Registering a custom backend

Plugin authors declare an entry point in their own pyproject.toml:

[project.entry-points."bernstein.sandbox_backends"]
mybackend = "my_package.sandbox:MySandboxBackend"

On next process start the registry picks the entry up automatically. bernstein agents sandbox-backends lists every installed backend with its capability set so operators can verify registration.

Third-party backends must:

  1. Provide name and capabilities class attributes.
  2. Implement create, resume, and destroy as coroutines.
  3. Pass the conformance suite at bernstein.core.sandbox.conformance.SandboxBackendConformance.
  4. Import provider SDKs lazily (inside methods or behind TYPE_CHECKING) so importing the backend module never crashes on a missing SDK.

Phased rollout

Phase 1 (this ticket, oai-002)

  • SandboxBackend / SandboxSession / SandboxCapability / WorkspaceManifest land in src/bernstein/core/sandbox/.
  • Four first-party backends ship (worktree & docker in core; e2b & modal as optional extras).
  • AgentSpawner gains an optional sandbox_session parameter. When None it falls back to the existing direct-worktree path. All 35 adapters continue to run unchanged.
  • bernstein agents sandbox-backends lists installed backends.
  • plan.yaml accepts an optional sandbox: block per stage.

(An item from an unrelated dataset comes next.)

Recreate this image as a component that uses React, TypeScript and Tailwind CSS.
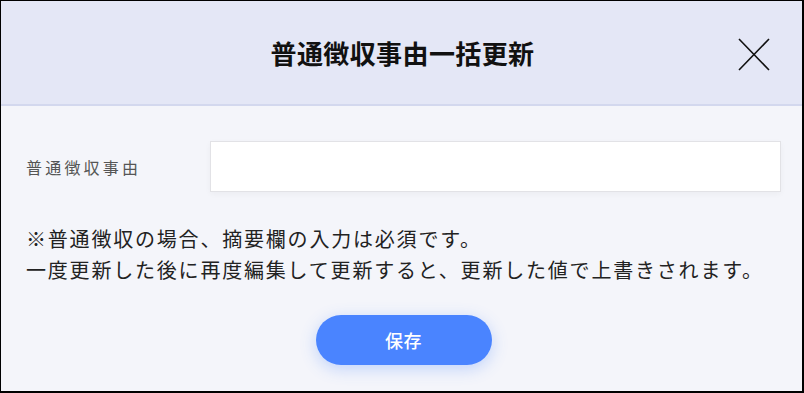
export default function App() {
  return (
    <div
      className="w-[804px] h-[393px] border-l border-t border-r-2 border-b-2 border-black bg-[#f4f5fa] flex flex-col overflow-hidden"
      style={{ fontFamily: '"Noto Sans CJK JP", "Noto Sans", sans-serif' }}
    >
      {/* ヘッダー */}
      <div className="relative h-[105px] shrink-0 bg-[#e4e7f6] border-b-2 border-[#d3d8ee] flex items-center justify-center">
        <h2 className="text-[26px] font-bold tracking-[0.4px] text-[#111] leading-none pl-[2px]">
          普通徴収事由一括更新
        </h2>
        <button type="button" className="absolute left-[736px] top-[36px] w-[34px] h-[34px] flex items-center justify-center">
          <svg width="32" height="33" viewBox="0 0 32 33" fill="none">
            <path d="M1 1 L31 32 M31 1 L1 32" stroke="#111" strokeWidth="1.6" />
          </svg>
        </button>
      </div>

      {/* 本文 */}
      <div className="flex-1 pl-[25px] pr-[21px] pt-[35px]">
        <div className="flex items-center">
          <label className="w-[184px] shrink-0 text-[16px] tracking-[3.2px] text-[#555]">
            普通徴収事由
          </label>
          <input
            type="text"
            className="flex-1 h-[51px] bg-white border border-[#e2e2e6] shadow-[0_2px_6px_rgba(0,0,0,0.04)] outline-none px-3"
          />
        </div>

        <div className="mt-[31px] text-[20px] leading-[31px] tracking-[1.8px] text-[#222]">
          <p>※普通徴収の場合、摘要欄の入力は必須です。</p>
          <p>一度更新した後に再度編集して更新すると、更新した値で上書きされます。</p>
        </div>

        <div className="mt-[30px] flex justify-center">
          <button
            type="button"
            className="w-[176px] h-[50px] rounded-full bg-[#4a84ff] text-white text-[18px] font-medium tracking-[0.5px] shadow-[0_4px_16px_rgba(74,132,255,0.3)]"
          >
            保存
          </button>
        </div>
      </div>
    </div>
  );
}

Phase 2 (follow-up, oai-002b)

  • AgentSpawner routes adapter exec through SandboxSession.exec, so the selected backend controls where subprocesses actually run.
  • Adapters are refactored one-by-one to use session.read / session.write for file I/O instead of direct Path.write_bytes calls on the worktree directory.
  • Cost metrics and WAL events gain backend-aware labels.

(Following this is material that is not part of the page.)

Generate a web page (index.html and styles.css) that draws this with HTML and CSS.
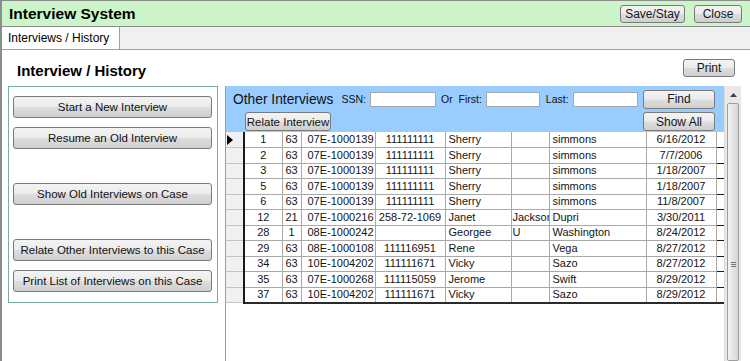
FILE: index.html
```html
<!DOCTYPE html>
<html lang="en">
  <head>
    <title>Interview System</title>
    <link rel="stylesheet" href="styles.css">
  </head>
  <body>
    <div class="window">

      <header class="titlebar">
        <h1>Interview System</h1>
        <div class="title-actions">
          <button class="btn btn-save">Save/Stay</button>
          <button class="btn btn-close">Close</button>
        </div>
      </header>

      <div class="tabs">
        <span class="tab">Interviews / History</span>
      </div>

      <div class="page-head">
        <h2>Interview / History</h2>
        <button class="btn btn-print">Print</button>
      </div>

      <div class="main">

        <div class="actions">
          <button class="btn btn-action">Start a New Interview</button>
          <button class="btn btn-action">Resume an Old Interview</button>
          <button class="btn btn-action spaced">Show Old Interviews on Case</button>
          <button class="btn btn-action spaced">Relate Other Interviews to this Case</button>
          <button class="btn btn-action">Print List of Interviews on this Case</button>
        </div>

        <div class="grid-panel">
          <div class="grid-body">
            <div class="search">
              <div class="search-row">
                <span class="search-title">Other Interviews</span>
                <span class="lbl lbl-ssn">SSN:</span>
                <input class="field field-ssn" type="text">
                <span class="lbl lbl-first">Or&nbsp; First:</span>
                <input class="field field-first" type="text">
                <span class="lbl lbl-last">Last:</span>
                <input class="field field-last" type="text">
                <button class="btn btn-find">Find</button>
              </div>
              <div class="search-row">
                <button class="btn btn-relate">Relate Interview</button>
                <button class="btn btn-find">Show All</button>
              </div>
            </div>

            <table class="rows">
              <colgroup>
                <col style="width:18px"><col style="width:38px"><col style="width:19px">
                <col style="width:74px"><col style="width:70px"><col style="width:66px">
                <col style="width:38px"><col style="width:97px"><col style="width:70px">
                <col style="width:8px">
              </colgroup>
              <tr>
                <td class="sel"><span class="pointer"></span></td>
                <td class="c">1</td><td class="c">63</td><td>07E-1000139</td><td class="c">111111111</td>
                <td>Sherry</td><td></td><td>simmons</td><td class="c">6/16/2012</td><td class="edge"></td>
              </tr>
              <tr>
                <td class="sel"></td>
                <td class="c">2</td><td class="c">63</td><td>07E-1000139</td><td class="c">111111111</td>
                <td>Sherry</td><td></td><td>simmons</td><td class="c">7/7/2006</td><td class="edge"></td>
              </tr>
              <tr>
                <td class="sel"></td>
                <td class="c">3</td><td class="c">63</td><td>07E-1000139</td><td class="c">111111111</td>
                <td>Sherry</td><td></td><td>simmons</td><td class="c">1/18/2007</td><td class="edge"></td>
              </tr>
              <tr>
                <td class="sel"></td>
                <td class="c">5</td><td class="c">63</td><td>07E-1000139</td><td class="c">111111111</td>
                <td>Sherry</td><td></td><td>simmons</td><td class="c">1/18/2007</td><td class="edge"></td>
              </tr>
              <tr>
                <td class="sel"></td>
                <td class="c">6</td><td class="c">63</td><td>07E-1000139</td><td class="c">111111111</td>
                <td>Sherry</td><td></td><td>simmons</td><td class="c">11/8/2007</td><td class="edge"></td>
              </tr>
              <tr>
                <td class="sel"></td>
                <td class="c">12</td><td class="c">21</td><td>07E-1000216</td><td class="c">258-72-1069</td>
                <td>Janet</td><td class="mid">Jackson</td><td>Dupri</td><td class="c">3/30/2011</td><td class="edge"></td>
              </tr>
              <tr>
                <td class="sel"></td>
                <td class="c">28</td><td class="c">1</td><td>08E-1000242</td><td class="c"></td>
                <td>Georgee</td><td class="mid">U</td><td>Washington</td><td class="c">8/24/2012</td><td class="edge"></td>
              </tr>
              <tr>
                <td class="sel"></td>
                <td class="c">29</td><td class="c">63</td><td>08E-1000108</td><td class="c">111116951</td>
                <td>Rene</td><td></td><td>Vega</td><td class="c">8/27/2012</td><td class="edge"></td>
              </tr>
              <tr>
                <td class="sel"></td>
                <td class="c">34</td><td class="c">63</td><td>10E-1004202</td><td class="c">111111671</td>
                <td>Vicky</td><td></td><td>Sazo</td><td class="c">8/27/2012</td><td class="edge"></td>
              </tr>
              <tr>
                <td class="sel"></td>
                <td class="c">35</td><td class="c">63</td><td>07E-1000268</td><td class="c">111115059</td>
                <td>Jerome</td><td></td><td>Swift</td><td class="c">8/29/2012</td><td class="edge"></td>
              </tr>
              <tr>
                <td class="sel"></td>
                <td class="c">37</td><td class="c">63</td><td>10E-1004202</td><td class="c">111111671</td>
                <td>Vicky</td><td></td><td>Sazo</td><td class="c">8/29/2012</td><td class="edge"></td>
              </tr>
            </table>
          </div>

          <div class="scrollbar">
            <div class="scroll-up">
              <svg width="7" height="4" viewBox="0 0 7 4"><polygon points="0,4 3.5,0 7,4" fill="#404040"/></svg>
            </div>
            <div class="scroll-thumb">
              <span class="grip"></span>
            </div>
          </div>
        </div>

      </div>
    </div>
  </body>
</html>
```

FILE: styles.css
```css
:root {
  --title-green: #ccf5c9;
  --frame-gray: #8c8c8c;
  --strip-gray: #f0f0f0;
  --panel-green: #78b098;
  --search-blue: #99ccff;
  --grid-line: #a9a9a9;
}

* {
  box-sizing: border-box;
}

body {
  margin: 0;
  font-family: "Liberation Sans", Arial, sans-serif;
  color: #000;
  background: #fff;
}

.window {
  height: 361px;
  border-left: 2px solid var(--frame-gray);
  overflow: hidden;
}

/* title bar */

.titlebar {
  height: 27px;
  display: flex;
  align-items: center;
  justify-content: space-between;
  padding: 0 8px 0 7px;
  background: var(--title-green);
  border-top: 1px solid var(--frame-gray);
  border-bottom: 1px solid var(--frame-gray);
}

.titlebar h1 {
  margin: 0;
  font-size: 15.5px;
  font-weight: bold;
}

.title-actions {
  display: flex;
  gap: 9px;
  padding-top: 1px;
}

/* buttons */

.btn {
  font-family: inherit;
  font-size: 12px;
  color: #151515;
  padding: 0;
  height: 18px;
  white-space: nowrap;
  border: 1px solid #7a7a7a;
  border-radius: 3px;
  background: linear-gradient(#f3f3f3, #ebebeb 48%, #dddddd 52%, #cfcfcf);
}

.btn-save {
  width: 65px;
}

.btn-close {
  width: 48px;
}

.btn-print {
  width: 52px;
  margin-top: 9px;
}

/* tabs */

.tabs {
  height: 23px;
  display: flex;
  background: var(--strip-gray);
  border-bottom: 1px solid #a0a0a0;
}

.tab {
  width: 118px;
  padding: 4px 0 0 6px;
  font-size: 12px;
  background: #fff;
  border-right: 1px solid #a0a0a0;
}

/* page heading */

.page-head {
  height: 36px;
  display: flex;
  align-items: flex-start;
  justify-content: space-between;
  padding: 0 15px;
}

.page-head h2 {
  margin: 12px 0 0;
  font-size: 15px;
  font-weight: bold;
  line-height: 18px;
}

/* main area */

.main {
  height: 275px;
  display: flex;
  align-items: flex-start;
  padding-left: 6px;
}

.actions {
  width: 210px;
  height: 217px;
  display: flex;
  flex-direction: column;
  gap: 9px;
  padding: 9px 5px 0 4px;
  border: 1px solid var(--panel-green);
}

.btn-action {
  height: 22px;
  font-size: 11.5px;
  color: #111;
  flex: none;
}

.btn-action.spaced {
  margin-top: 25px;
}

.grid-panel {
  height: 100%;
  display: flex;
  margin-left: 7px;
  border-left: 1px solid #9a9a9a;
}

.grid-body {
  width: 498px;
}

/* search header */

.search {
  height: 46px;
  padding-top: 3px;
  background: var(--search-blue);
}

.search-row {
  height: 20px;
  display: flex;
  align-items: center;
  padding-right: 9px;
}

.search-row + .search-row {
  height: 19px;
  margin-top: 3px;
  padding-left: 19px;
  justify-content: space-between;
}

.search-title {
  margin-left: 7px;
  font-size: 13.8px;
  color: #111;
}

.lbl {
  font-size: 10.5px;
  color: #111;
}

.lbl-ssn {
  margin-left: 8px;
}

.lbl-first {
  margin-left: 5px;
}

.lbl-last {
  margin-left: 6px;
}

.field {
  height: 15px;
  margin: 0 0 0 4px;
  padding: 0;
  border: 1px solid #a4a7ad;
  background: #fff;
}

.field-ssn {
  width: 66px;
}

.field-first {
  width: 54px;
}

.field-last {
  width: 65px;
}

.btn-find {
  width: 72px;
  height: 19px;
  margin-left: auto;
}

.btn-relate {
  width: 86px;
  height: 19px;
  font-size: 11.5px;
}

/* result rows */

.rows {
  width: 498px;
  table-layout: fixed;
  border-collapse: collapse;
  font-size: 11px;
  color: #141414;
}

.rows td {
  height: 15.5px;
  padding: 0 0 0 3px;
  line-height: 13px;
  white-space: nowrap;
  overflow: hidden;
  border-right: 1px solid var(--grid-line);
  border-bottom: 1px solid var(--grid-line);
}

.rows td:nth-child(4) {
  padding-left: 6px;
}

.rows td.c {
  padding: 0;
  text-align: center;
}

.rows td.mid {
  padding-left: 1px;
}

.rows td.sel {
  padding: 0 0 0 1px;
  background: #f0f0f0;
  border-right: 2px solid #1a1a1a;
  border-bottom: 1px solid #c4c4c4;
}

.pointer {
  display: block;
  width: 0;
  height: 0;
  border-top: 5px solid transparent;
  border-bottom: 5px solid transparent;
  border-left: 6px solid #000;
}

.rows td.edge {
  border-right: none;
  border-bottom: 1px solid #1a1a1a;
}

.rows tr:last-child td {
  border-bottom: 2px solid #2a2a2a;
}

.rows tr:last-child td.sel {
  border-bottom: 1px solid #c4c4c4;
}

/* scrollbar */

.scrollbar {
  width: 17px;
  height: 100%;
  display: flex;
  flex-direction: column;
  background: #e9e9e9;
  border-left: 1px solid #dcdcdc;
}

.scroll-up {
  height: 17px;
  display: flex;
  align-items: center;
  justify-content: center;
}

.scroll-thumb {
  flex: 1;
  margin: 0 2px 0 2px;
  display: flex;
  align-items: flex-start;
  justify-content: center;
  padding-top: 158px;
  border: 1px solid #9e9e9e;
  border-radius: 2px;
  background: linear-gradient(90deg, #f2f2f2, #e4e4e4 50%, #d6d6d6);
}

.grip {
  width: 5px;
  height: 5px;
  border-top: 1px solid #777;
  border-bottom: 1px solid #777;
  position: relative;
}

.grip::after {
  content: "";
  position: absolute;
  left: 0;
  right: 0;
  top: 1px;
  border-top: 1px solid #777;
}
```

Phase 2 is a mechanical but widespread refactor across 35 adapters; keeping it out of phase 1 lets the protocol land independently.

Observability (phase 1 scaffolding)

Each backend create/destroy cycle should emit WAL + Prometheus metrics:

  • sandbox_session_created{backend=..., session_id=...}
  • sandbox_session_destroyed{backend=..., duration_seconds=...}
  • sandbox_exec_count{backend=..., exit_code=...}

Wiring into the existing metrics/WAL subsystems is part of oai-002b; phase 1 only exposes the interfaces.

Conformance

SandboxBackendConformance (in src/bernstein/core/sandbox/conformance.py) is a parametrised pytest class any backend can subclass to get a complete protocol test coverage suite. Backends declaring SANDBOX_CAPABILITY.SNAPSHOT additionally get the snapshot/resume round-trip test automatically.

The worktree backend runs the conformance suite in unit tests (tests/unit/sandbox/test_backend_protocol.py). Docker / E2B / Modal conformance lives under tests/integration/sandbox/; those tests auto-skip without a live daemon or provider credentials.

Security considerations

  • worktree does not isolate at the kernel level. If you need to run untrusted code you must choose a sandboxed backend.
  • docker should be run with network_disabled=True for untrusted workloads; the default leaves network enabled because most agent tasks legitimately need outbound HTTP.
  • e2b and modal run untrusted code by design; their isolation posture is the provider's responsibility.
  • Snapshot IDs are opaque to callers but may contain sensitive state. Do not log them at INFO level without redaction.